On the other hand running the same query on the the same graph in Ontotext GraphDb enviroment i get the correct result (saved as CSV):

givenName  |  name_count  |  temp
------------------------------------
Jones      |       2      |  just two
Smith      |       2      |  just two

Could there be a bug in the ARQ engine or am I missing something? Thanks in advance.

I am using jena-arq 3.12.0 Java(TM) SE Runtime Environment (build 1.8.0_181-b13) Eclipse Version Version: 2019-06 (4.12.0)

1

There are 1 answers

0
AndyS On

There is a join between BIND and sub-select. The arguments to the join step are calculated before the join is done. So the BIND is evaluated, the sub-select is evaluated separately and the results joined. ?name_count isn't set in the BIND assignment. If you move it after the sub-select, it will apply to the results of the sub-select.

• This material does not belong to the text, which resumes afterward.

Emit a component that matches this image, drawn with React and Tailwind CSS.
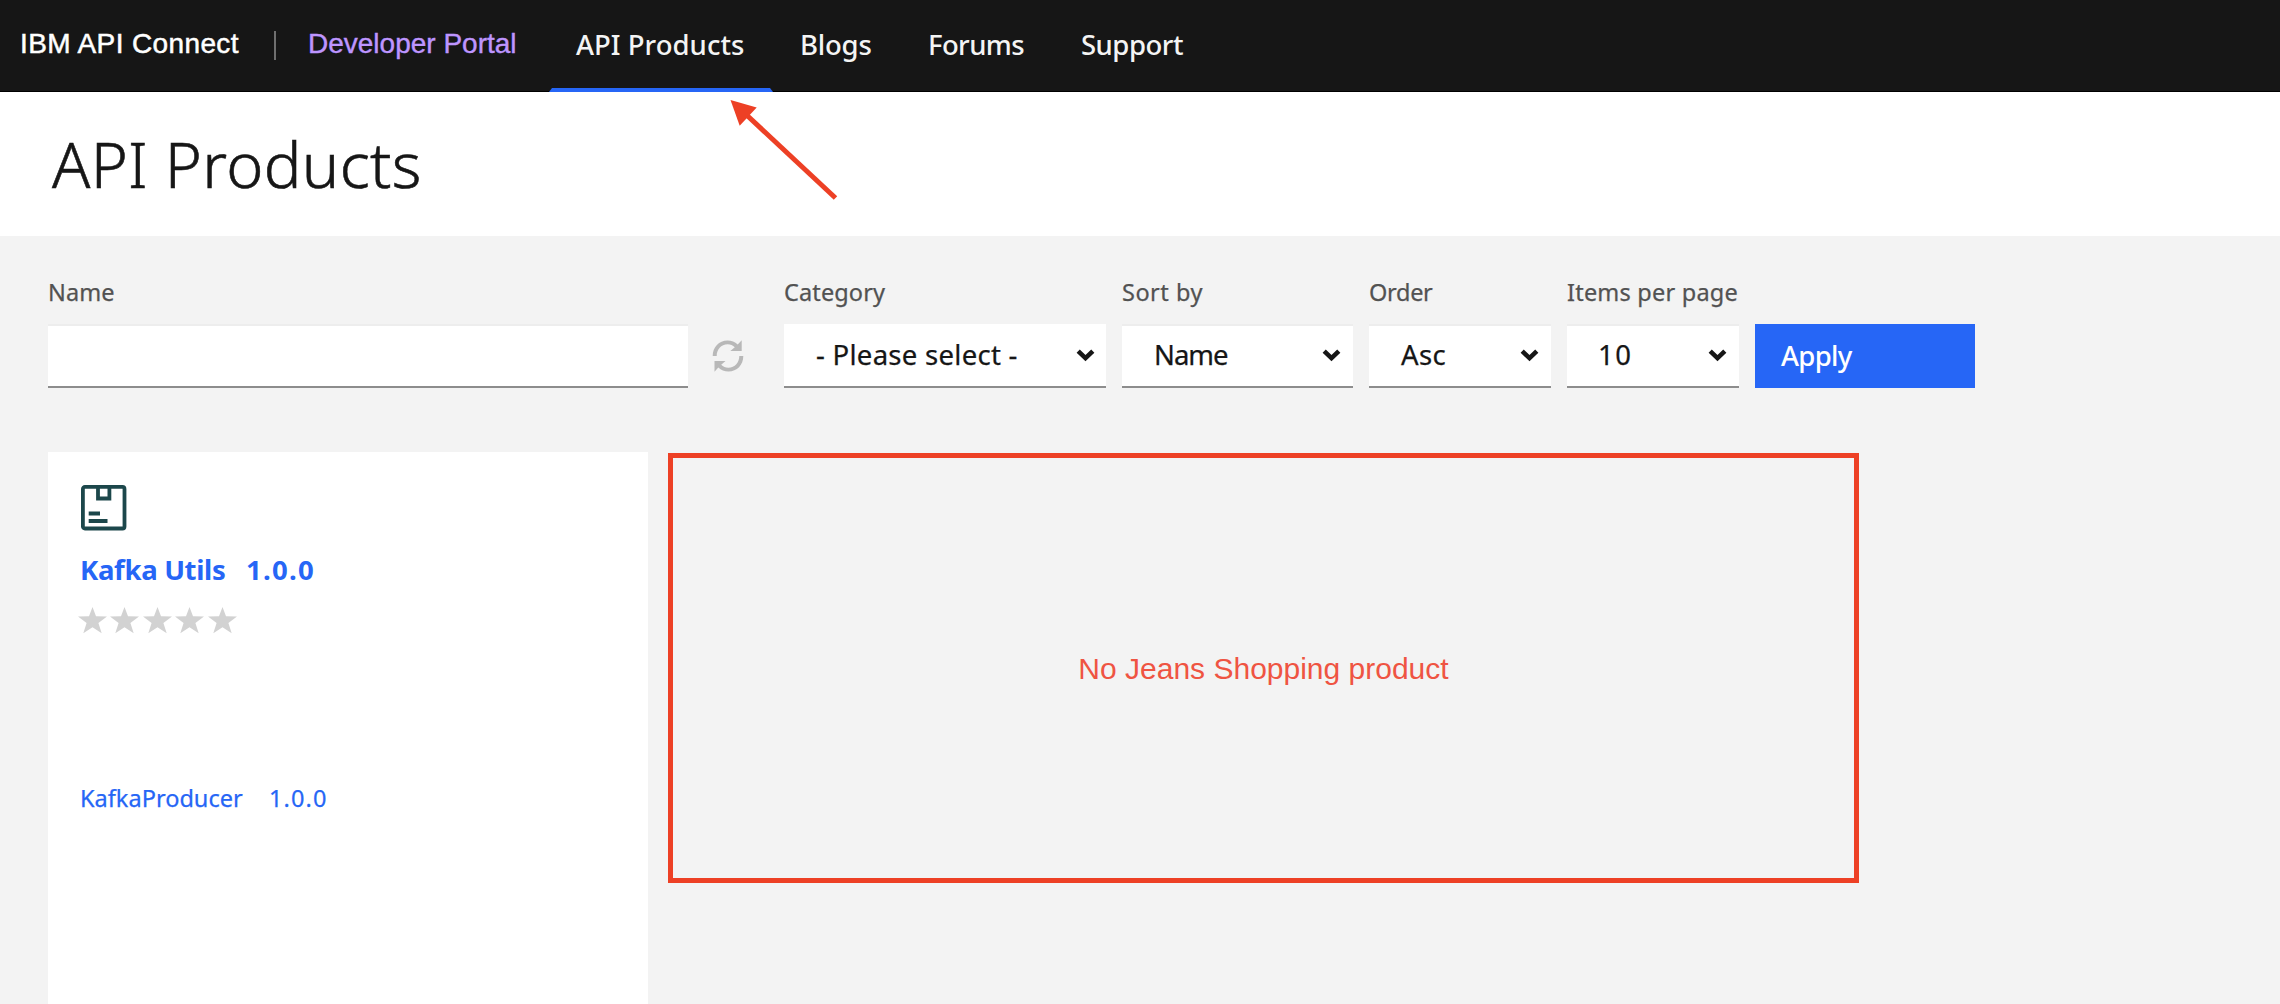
import React from "react";

const NAV = [
  { label: "API Products", box: "w-[224px]", track: "tracking-[0.03px]", active: true },
  { label: "Blogs", box: "w-[128px]", track: "tracking-[-0.2px]" },
  { label: "Forums", box: "w-[153px]", track: "tracking-[-0.6px]" },
  { label: "Support", box: "w-[156px]", track: "tracking-[-0.5px]" },
];

const SELECTS = [
  {
    label: "Category",
    value: "- Please select -",
    box: "w-[322px]",
    field: "pl-[32px] pr-[11px]",
    labelTrack: "tracking-[0.12px]",
    track: "tracking-[0.28px]",
    flat: true,
  },
  {
    label: "Sort by",
    value: "Name",
    box: "w-[231px]",
    field: "pl-[32px] pr-[12px]",
    labelTrack: "tracking-[0.5px]",
    track: "tracking-[-1px]",
  },
  {
    label: "Order",
    value: "Asc",
    box: "w-[182px]",
    field: "pl-[32px] pr-[12px]",
    labelTrack: "tracking-[-0.3px]",
    track: "tracking-[0.4px]",
  },
  {
    label: "Items per page",
    value: "10",
    box: "w-[172px]",
    field: "pl-[31px] pr-[12px]",
    labelTrack: "tracking-[0.22px]",
    track: "tracking-[1.5px]",
  },
];

function Header() {
  return (
    <header className="flex h-[92px] border-b border-black bg-[#161616]">
      <div className="flex h-[88px] w-[549px] shrink-0 items-center pl-5 font-['Liberation_Sans',sans-serif] text-[28px]">
        <span className="w-[254px] tracking-[0.38px] text-white [-webkit-text-stroke:0.5px_white]">
          IBM API Connect
        </span>
        <span className="mt-[3px] h-[29px] w-[2px] bg-[#6f6f6f]" />
        <span className="ml-8 text-[#be95ff] [-webkit-text-stroke:0.4px_#be95ff]">Developer Portal</span>
      </div>
      <nav className="flex text-[27.5px] font-medium leading-[89px] text-[#f4f4f4]">
        {NAV.map((n) => (
          <a key={n.label} className={`flex h-[92px] flex-col ${n.box} ${n.track}`}>
            <span className="h-[88px] whitespace-nowrap pl-[27px]">{n.label}</span>
            {n.active && (
              <span className="h-1 bg-[#2666f6] [clip-path:polygon(3px_0,calc(100%-3px)_0,100%_100%,0_100%)]" />
            )}
          </a>
        ))}
      </nav>
    </header>
  );
}

function Arrow() {
  return (
    <svg className="absolute left-[728px] top-[98px] h-[104px] w-[112px]" viewBox="728 98 112 104">
      <path d="M745 113.500L835.500 198" stroke="#ed4025" strokeWidth="5" />
      <path d="M730.500 100L756.700 107.600L739.700 125.700Z" fill="#ed4025" />
    </svg>
  );
}

function Chevron() {
  return (
    <svg className="h-[13px] w-[19px]" viewBox="0 0 19 13">
      <path d="M2.200 2.200L9.500 9.100L16.800 2.200" fill="none" stroke="#161616" strokeWidth="4.600" />
    </svg>
  );
}

function RefreshIcon() {
  return (
    <svg className="h-8 w-8" viewBox="0 0 32 32" fill="#b8b8b8">
      <path d="M0.700 16C0.700 7 7 0.500 15.500 0.500C19.500 0.500 23 2 25.700 4.500L29.700 0.200V11H18.300L22.800 7.300C20.800 5.500 18.500 4.300 15.700 4.300C9 4.300 4.700 9.500 4.700 16Z" />
      <path d="M31.300 16C31.300 25 25 31.500 16.500 31.500C12.500 31.500 9 30 6.300 27.500L2.500 31.800V21H13.500L9.200 24.700C11.200 26.500 13.500 27.700 16.300 27.700C23 27.700 27.300 22.500 27.300 16Z" />
    </svg>
  );
}

function ProductIcon() {
  return (
    <svg className="ml-[1.3px] h-[46px] w-[46px]" viewBox="0 0 46 46" fill="none" stroke="#1c474b" strokeWidth="3.800">
      <rect x="1.900" y="1.900" width="41.600" height="41.600" rx="2" />
      <path d="M17 3V13.500H28.400V3M7.700 28.500H19M7.700 36H26.500" />
    </svg>
  );
}

function Star() {
  return (
    <svg className="h-[27px] w-[29px]" viewBox="0 0 29 27" fill="#d2d2d2">
      <path d="M14.500 0L18 9.200L29 9.500L20.400 16L23.700 26.200L14.500 20.300L5.300 26.200L8.600 16L0 9.500L11 9.200Z" />
    </svg>
  );
}

function Filters() {
  return (
    <div className="flex items-end text-[27.5px] text-[#161616] [-webkit-text-stroke:0.25px_currentColor]">
      <div className="w-[640px]">
        <div className="text-[23.5px] leading-8 tracking-[0.1px] text-[#525252]">Name</div>
        <div className="mt-4 h-16 border-b-2 border-t-2 border-b-[#8d8d8d] border-t-[#ededed] bg-white" />
      </div>
      <div className="mb-4 ml-6 mr-10 flex h-8 w-8">
        <RefreshIcon />
      </div>
      <div className="flex items-end gap-4">
        {SELECTS.map((s) => (
          <div key={s.label} className={s.box}>
            <div className={`whitespace-nowrap text-[23.5px] leading-8 text-[#525252] ${s.labelTrack}`}>
              {s.label}
            </div>
            <div
              className={`mt-4 flex h-16 items-center justify-between border-b-2 border-b-[#8d8d8d] bg-white leading-[62px] ${s.field} ${
                s.flat ? "" : "shadow-[inset_0_2px_0_#ededed]"
              }`}
            >
              <span className={`whitespace-nowrap ${s.track}`}>{s.value}</span>
              <Chevron />
            </div>
          </div>
        ))}
        <button className="h-16 w-[220px] bg-[#2666f6] pl-[26px] text-left font-medium leading-[64px] tracking-[-0.7px] text-white [-webkit-text-stroke:0]">
          Apply
        </button>
      </div>
    </div>
  );
}

function ProductCard() {
  return (
    <article className="h-[600px] w-[600px] shrink-0 bg-white pl-8 pt-[33px] text-[#2666f6]">
      <ProductIcon />
      <h2 className="mt-[19px] flex text-[27.5px] font-bold leading-10">
        <span className="w-[166px] tracking-[-0.32px]">Kafka Utils</span>
        <span className="tracking-[1.3px]">1.0.0</span>
      </h2>
      <div className="-ml-[2px] mt-[17px] flex gap-[3.4px]">
        {[1, 2, 3, 4, 5].map((n) => (
          <Star key={n} />
        ))}
      </div>
      <div className="mt-[148px] flex text-[23.5px] leading-8 [-webkit-text-stroke:0.25px_currentColor]">
        <span className="w-[189px] tracking-[0.02px]">KafkaProducer</span>
        <span className="tracking-[1.1px]">1.0.0</span>
      </div>
    </article>
  );
}

export default function App() {
  return (
    <div className="relative flex h-[1004px] w-[2280px] flex-col overflow-hidden bg-[#f3f3f3] font-['Noto_Sans',sans-serif]">
      <Header />
      <div className="h-36 shrink-0 bg-white pl-[52px]">
        <h1 className="text-[63px] font-light leading-[144px] tracking-[0.35px] text-[#161616] [-webkit-text-stroke:0.6px_#161616]">
          API Products
        </h1>
      </div>
      <main className="px-12 pt-10">
        <Filters />
        <div className="mt-16 flex items-start">
          <ProductCard />
          <div className="ml-5 mt-px flex h-[430px] w-[1191px] items-center justify-center border-[5px] border-[#ed4025] font-['Liberation_Sans',sans-serif] text-[30px] text-[#ef5442]">
            No Jeans Shopping product
          </div>
        </div>
      </main>
      <Arrow />
    </div>
  );
}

BIND adds a binding to the result of the pattern before it.

(base <http://example/base/>
  (prefix ((rdf: <http://www.w3.org/1999/02/22-rdf-syntax-ns#>)
           (vcard: <http://www.w3.org/2001/vcard-rdf/3.0#>))
    (project (?givenName ?name_count ?temp)
      (join
        (extend ((?temp (if (= ?name_count 2) "just two" "definitely not 2")))
          (table unit))
        (distinct
          (project (?givenName ?name_count)
           (extend ((?name_count ?.0))
             (group (?givenName) ((?.0 (count ?givenName)))
               (bgp (triple ?y vcard:Family ?givenName))))))))))

Here, the (extend...) is one of two argument to the (join...). (table unit) is the "nothing" before the BIND.

If put afterwards, the algebra is:

(base <http://example/base/>
  (prefix ((rdf: <http://www.w3.org/1999/02/22-rdf-syntax-ns#>)
           (vcard: <http://www.w3.org/2001/vcard-rdf/3.0#>))
    (project (?givenName ?name_count ?temp)
      (extend ((?temp (if (= ?name_count 2) "just two" "definitely not 2")))
        (distinct
          (project (?givenName ?name_count)
            (extend ((?name_count ?.0))
              (group (?givenName) ((?.0 (count ?givenName)))
                (bgp (triple ?y vcard:Family ?givenName))))))))))

and the extend (which is from the syntax BIND) is working on the (distinct ... of the sub-query.